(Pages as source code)
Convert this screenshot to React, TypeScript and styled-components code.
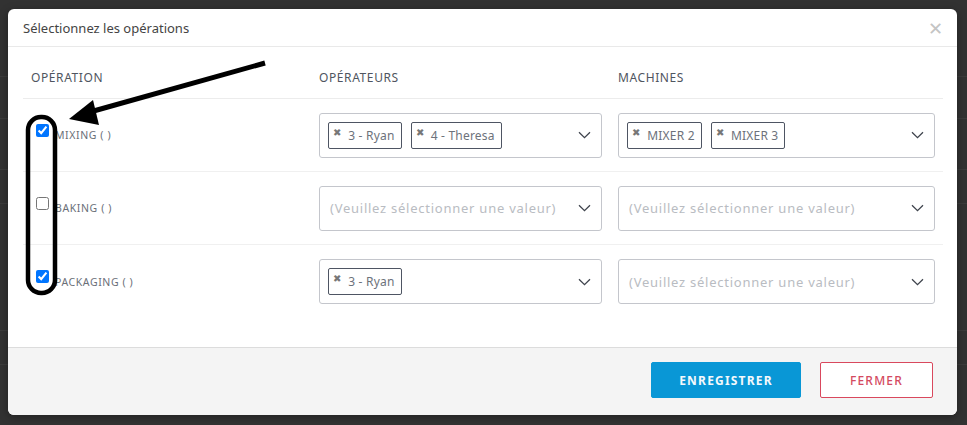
import React from "react";
import styled, { createGlobalStyle } from "styled-components";

type Operation = {
  name: string;
  checked: boolean;
  operators: string[];
  machines: string[];
};

const operations: Operation[] = [
  { name: "MIXING ( )", checked: true, operators: ["3 - Ryan", "4 - Theresa"], machines: ["MIXER 2", "MIXER 3"] },
  { name: "BAKING ( )", checked: false, operators: [], machines: [] },
  { name: "PACKAGING ( )", checked: true, operators: ["3 - Ryan"], machines: [] },
];

const GlobalStyle = createGlobalStyle`
  html, body {
    margin: 0;
    padding: 0;
    background: #323232;
    font-family: "Noto Sans", "Open Sans", sans-serif;
  }
  * {
    box-sizing: border-box;
  }
`;

const Backdrop = styled.div`
  position: relative;
  width: 967px;
  height: 425px;
  padding: 9px 10px 10px 8px;
  background-color: #323232;
  background-image: linear-gradient(#3c3c3c, #3c3c3c), linear-gradient(#3c3c3c, #3c3c3c),
    linear-gradient(#3c3c3c, #3c3c3c), linear-gradient(#3c3c3c, #3c3c3c),
    linear-gradient(#3c3c3c, #3c3c3c), linear-gradient(#3c3c3c, #3c3c3c);
  background-size: 100% 1px;
  background-repeat: no-repeat;
  background-position: 0 76px, 0 118px, 0 169px, 0 203px, 0 330px, 0 364px;
`;

const Modal = styled.div`
  display: flex;
  flex-direction: column;
  width: 949px;
  height: 406px;
  background: #fff;
  border-radius: 6px;
  overflow: hidden;
  box-shadow: 0 2px 8px rgba(0, 0, 0, 0.35);
`;

const Header = styled.div`
  display: flex;
  align-items: center;
  justify-content: space-between;
  height: 38px;
  padding: 0 14px 0 15px;
  border-bottom: 1px solid #e9e9e9;
`;

const Title = styled.h4`
  margin: 0;
  font-size: 13px;
  font-weight: 400;
  color: #444;
`;

const Close = styled.span`
  font-size: 18px;
  line-height: 1;
  color: #c4c4c4;
  font-weight: 300;
`;

const Body = styled.div`
  flex: 1;
  padding: 0 14px 0 15px;
`;

const Grid = styled.div`
  display: grid;
  grid-template-columns: 288px 299px 1fr;
`;

const HeadCell = styled.div`
  padding: 23px 8px 12px;
  font-size: 12px;
  line-height: 16px;
  letter-spacing: 0.6px;
  color: #4f5560;
  border-bottom: 1px solid #ececec;
`;

const Cell = styled.div<{ $last?: boolean }>`
  display: flex;
  align-items: center;
  height: 73px;
  padding: 0 8px;
  border-bottom: ${(p) => (p.$last ? "none" : "1px solid #f0f0f0")};
`;

const Check = styled.input`
  width: 13px;
  height: 13px;
  margin: 0 6px 10px 5px;
`;

const OpName = styled.span`
  font-size: 10.5px;
  letter-spacing: 0.6px;
  color: #6a6f78;
`;

const Select = styled.div`
  display: flex;
  align-items: center;
  gap: 9px;
  width: 100%;
  height: 45px;
  padding: 0 10px 0 8px;
  border: 1px solid #c4c6cc;
  border-radius: 3px;
`;

const Chip = styled.span`
  display: inline-flex;
  align-items: center;
  height: 27px;
  padding: 0 6px 0 4px;
  border: 1px solid #4e5563;
  border-radius: 2px;
  font-size: 12px;
  color: #6d727b;
  letter-spacing: 0.2px;
`;

const ChipX = styled.span`
  font-size: 10px;
  color: #777;
  margin-right: 7px;
  margin-top: -7px;
`;

const Placeholder = styled.span`
  padding-left: 2px;
  font-size: 13px;
  letter-spacing: 0.75px;
  color: #b9bcc2;
`;

const Chevron = styled.svg`
  margin-left: auto;
  flex-shrink: 0;
`;

const Footer = styled.div`
  display: flex;
  justify-content: flex-end;
  gap: 19px;
  height: 68px;
  padding: 14px 24px 0 0;
  background: #f4f4f4;
  border-top: 1px solid #dcdcdc;
`;

const Button = styled.button<{ $variant: "primary" | "outline" }>`
  height: 36px;
  width: ${(p) => (p.$variant === "primary" ? "150px" : "113px")};
  border-radius: 2px;
  font-family: inherit;
  font-size: 12px;
  letter-spacing: 1.2px;
  font-weight: ${(p) => (p.$variant === "primary" ? 700 : 500)};
  color: ${(p) => (p.$variant === "primary" ? "#f4f9fc" : "#d44a5f")};
  background: ${(p) => (p.$variant === "primary" ? "#0997d6" : "#fff")};
  border: 1px solid ${(p) => (p.$variant === "primary" ? "#0997d6" : "#d9485d")};
`;

const Annotation = styled.svg`
  position: absolute;
  inset: 0;
  pointer-events: none;
`;

const ChevronIcon = () => (
  <Chevron width="13" height="8" viewBox="0 0 13 8">
    <path d="M1 1.2 L6.5 6.6 L12 1.2" fill="none" stroke="#3f444d" strokeWidth="1.3" />
  </Chevron>
);

const ValueSelect: React.FC<{ values: string[] }> = ({ values }) => (
  <Select>
    {values.length === 0 && <Placeholder>(Veuillez sélectionner une valeur)</Placeholder>}
    {values.map((v) => (
      <Chip key={v}>
        <ChipX>✖</ChipX>
        {v}
      </Chip>
    ))}
    <ChevronIcon />
  </Select>
);

const App: React.FC = () => {
  return (
    <Backdrop>
      <GlobalStyle />
      <Modal>
        <Header>
          <Title>Sélectionnez les opérations</Title>
          <Close>✕</Close>
        </Header>
        <Body>
          <Grid>
            <HeadCell>OPÉRATION</HeadCell>
            <HeadCell>OPÉRATEURS</HeadCell>
            <HeadCell>MACHINES</HeadCell>
            {operations.map((op, i) => {
              const last = i === operations.length - 1;
              return (
                <React.Fragment key={op.name}>
                  <Cell $last={last}>
                    <Check type="checkbox" defaultChecked={op.checked} />
                    <OpName>{op.name}</OpName>
                  </Cell>
                  <Cell $last={last}>
                    <ValueSelect values={op.operators} />
                  </Cell>
                  <Cell $last={last}>
                    <ValueSelect values={op.machines} />
                  </Cell>
                </React.Fragment>
              );
            })}
          </Grid>
        </Body>
        <Footer>
          <Button $variant="primary">ENREGISTRER</Button>
          <Button $variant="outline">FERMER</Button>
        </Footer>
      </Modal>
      <Annotation width="967" height="425" viewBox="0 0 967 425">
        <line x1="265" y1="63" x2="90" y2="112" stroke="#000" strokeWidth="5" />
        <polygon points="69,119 93,100 99,125" fill="#000" />
        <rect x="28" y="117" width="27" height="176" rx="13" fill="none" stroke="#000" strokeWidth="4.5" />
      </Annotation>
    </Backdrop>
  );
};

export default App;
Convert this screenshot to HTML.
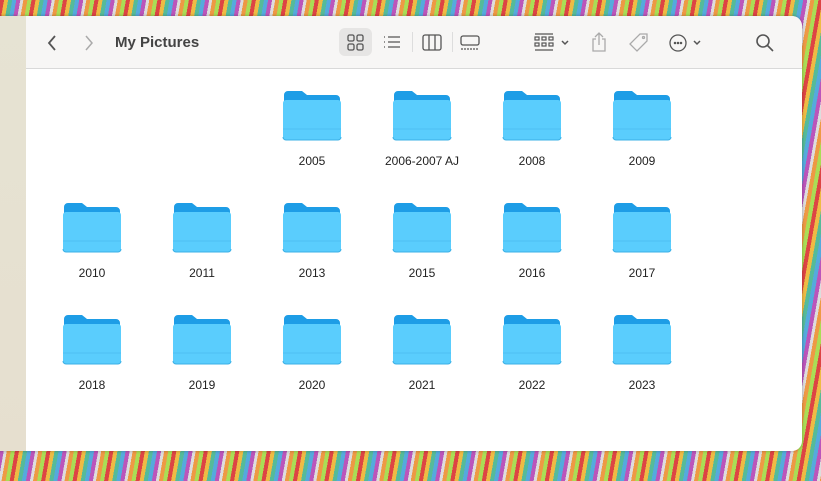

• REQUIRED WORK:
Repeat the records in full, exactly as they appear, without the pictures.

• CORRECT ANSWER:
Convert this screenshot to React, TypeScript and styled-components code.
import React from "react";
import styled, { createGlobalStyle } from "styled-components";

type Operation = {
  name: string;
  checked: boolean;
  operators: string[];
  machines: string[];
};

const operations: Operation[] = [
  { name: "MIXING ( )", checked: true, operators: ["3 - Ryan", "4 - Theresa"], machines: ["MIXER 2", "MIXER 3"] },
  { name: "BAKING ( )", checked: false, operators: [], machines: [] },
  { name: "PACKAGING ( )", checked: true, operators: ["3 - Ryan"], machines: [] },
];

const GlobalStyle = createGlobalStyle`
  html, body {
    margin: 0;
    padding: 0;
    background: #323232;
    font-family: "Noto Sans", "Open Sans", sans-serif;
  }
  * {
    box-sizing: border-box;
  }
`;

const Backdrop = styled.div`
  position: relative;
  width: 967px;
  height: 425px;
  padding: 9px 10px 10px 8px;
  background-color: #323232;
  background-image: linear-gradient(#3c3c3c, #3c3c3c), linear-gradient(#3c3c3c, #3c3c3c),
    linear-gradient(#3c3c3c, #3c3c3c), linear-gradient(#3c3c3c, #3c3c3c),
    linear-gradient(#3c3c3c, #3c3c3c), linear-gradient(#3c3c3c, #3c3c3c);
  background-size: 100% 1px;
  background-repeat: no-repeat;
  background-position: 0 76px, 0 118px, 0 169px, 0 203px, 0 330px, 0 364px;
`;

const Modal = styled.div`
  display: flex;
  flex-direction: column;
  width: 949px;
  height: 406px;
  background: #fff;
  border-radius: 6px;
  overflow: hidden;
  box-shadow: 0 2px 8px rgba(0, 0, 0, 0.35);
`;

const Header = styled.div`
  display: flex;
  align-items: center;
  justify-content: space-between;
  height: 38px;
  padding: 0 14px 0 15px;
  border-bottom: 1px solid #e9e9e9;
`;

const Title = styled.h4`
  margin: 0;
  font-size: 13px;
  font-weight: 400;
  color: #444;
`;

const Close = styled.span`
  font-size: 18px;
  line-height: 1;
  color: #c4c4c4;
  font-weight: 300;
`;

const Body = styled.div`
  flex: 1;
  padding: 0 14px 0 15px;
`;

const Grid = styled.div`
  display: grid;
  grid-template-columns: 288px 299px 1fr;
`;

const HeadCell = styled.div`
  padding: 23px 8px 12px;
  font-size: 12px;
  line-height: 16px;
  letter-spacing: 0.6px;
  color: #4f5560;
  border-bottom: 1px solid #ececec;
`;

const Cell = styled.div<{ $last?: boolean }>`
  display: flex;
  align-items: center;
  height: 73px;
  padding: 0 8px;
  border-bottom: ${(p) => (p.$last ? "none" : "1px solid #f0f0f0")};
`;

const Check = styled.input`
  width: 13px;
  height: 13px;
  margin: 0 6px 10px 5px;
`;

const OpName = styled.span`
  font-size: 10.5px;
  letter-spacing: 0.6px;
  color: #6a6f78;
`;

const Select = styled.div`
  display: flex;
  align-items: center;
  gap: 9px;
  width: 100%;
  height: 45px;
  padding: 0 10px 0 8px;
  border: 1px solid #c4c6cc;
  border-radius: 3px;
`;

const Chip = styled.span`
  display: inline-flex;
  align-items: center;
  height: 27px;
  padding: 0 6px 0 4px;
  border: 1px solid #4e5563;
  border-radius: 2px;
  font-size: 12px;
  color: #6d727b;
  letter-spacing: 0.2px;
`;

const ChipX = styled.span`
  font-size: 10px;
  color: #777;
  margin-right: 7px;
  margin-top: -7px;
`;

const Placeholder = styled.span`
  padding-left: 2px;
  font-size: 13px;
  letter-spacing: 0.75px;
  color: #b9bcc2;
`;

const Chevron = styled.svg`
  margin-left: auto;
  flex-shrink: 0;
`;

const Footer = styled.div`
  display: flex;
  justify-content: flex-end;
  gap: 19px;
  height: 68px;
  padding: 14px 24px 0 0;
  background: #f4f4f4;
  border-top: 1px solid #dcdcdc;
`;

const Button = styled.button<{ $variant: "primary" | "outline" }>`
  height: 36px;
  width: ${(p) => (p.$variant === "primary" ? "150px" : "113px")};
  border-radius: 2px;
  font-family: inherit;
  font-size: 12px;
  letter-spacing: 1.2px;
  font-weight: ${(p) => (p.$variant === "primary" ? 700 : 500)};
  color: ${(p) => (p.$variant === "primary" ? "#f4f9fc" : "#d44a5f")};
  background: ${(p) => (p.$variant === "primary" ? "#0997d6" : "#fff")};
  border: 1px solid ${(p) => (p.$variant === "primary" ? "#0997d6" : "#d9485d")};
`;

const Annotation = styled.svg`
  position: absolute;
  inset: 0;
  pointer-events: none;
`;

const ChevronIcon = () => (
  <Chevron width="13" height="8" viewBox="0 0 13 8">
    <path d="M1 1.2 L6.5 6.6 L12 1.2" fill="none" stroke="#3f444d" strokeWidth="1.3" />
  </Chevron>
);

const ValueSelect: React.FC<{ values: string[] }> = ({ values }) => (
  <Select>
    {values.length === 0 && <Placeholder>(Veuillez sélectionner une valeur)</Placeholder>}
    {values.map((v) => (
      <Chip key={v}>
        <ChipX>✖</ChipX>
        {v}
      </Chip>
    ))}
    <ChevronIcon />
  </Select>
);

const App: React.FC = () => {
  return (
    <Backdrop>
      <GlobalStyle />
      <Modal>
        <Header>
          <Title>Sélectionnez les opérations</Title>
          <Close>✕</Close>
        </Header>
        <Body>
          <Grid>
            <HeadCell>OPÉRATION</HeadCell>
            <HeadCell>OPÉRATEURS</HeadCell>
            <HeadCell>MACHINES</HeadCell>
            {operations.map((op, i) => {
              const last = i === operations.length - 1;
              return (
                <React.Fragment key={op.name}>
                  <Cell $last={last}>
                    <Check type="checkbox" defaultChecked={op.checked} />
                    <OpName>{op.name}</OpName>
                  </Cell>
                  <Cell $last={last}>
                    <ValueSelect values={op.operators} />
                  </Cell>
                  <Cell $last={last}>
                    <ValueSelect values={op.machines} />
                  </Cell>
                </React.Fragment>
              );
            })}
          </Grid>
        </Body>
        <Footer>
          <Button $variant="primary">ENREGISTRER</Button>
          <Button $variant="outline">FERMER</Button>
        </Footer>
      </Modal>
      <Annotation width="967" height="425" viewBox="0 0 967 425">
        <line x1="265" y1="63" x2="90" y2="112" stroke="#000" strokeWidth="5" />
        <polygon points="69,119 93,100 99,125" fill="#000" />
        <rect x="28" y="117" width="27" height="176" rx="13" fill="none" stroke="#000" strokeWidth="4.5" />
      </Annotation>
    </Backdrop>
  );
};

export default App;
Convert this screenshot to HTML.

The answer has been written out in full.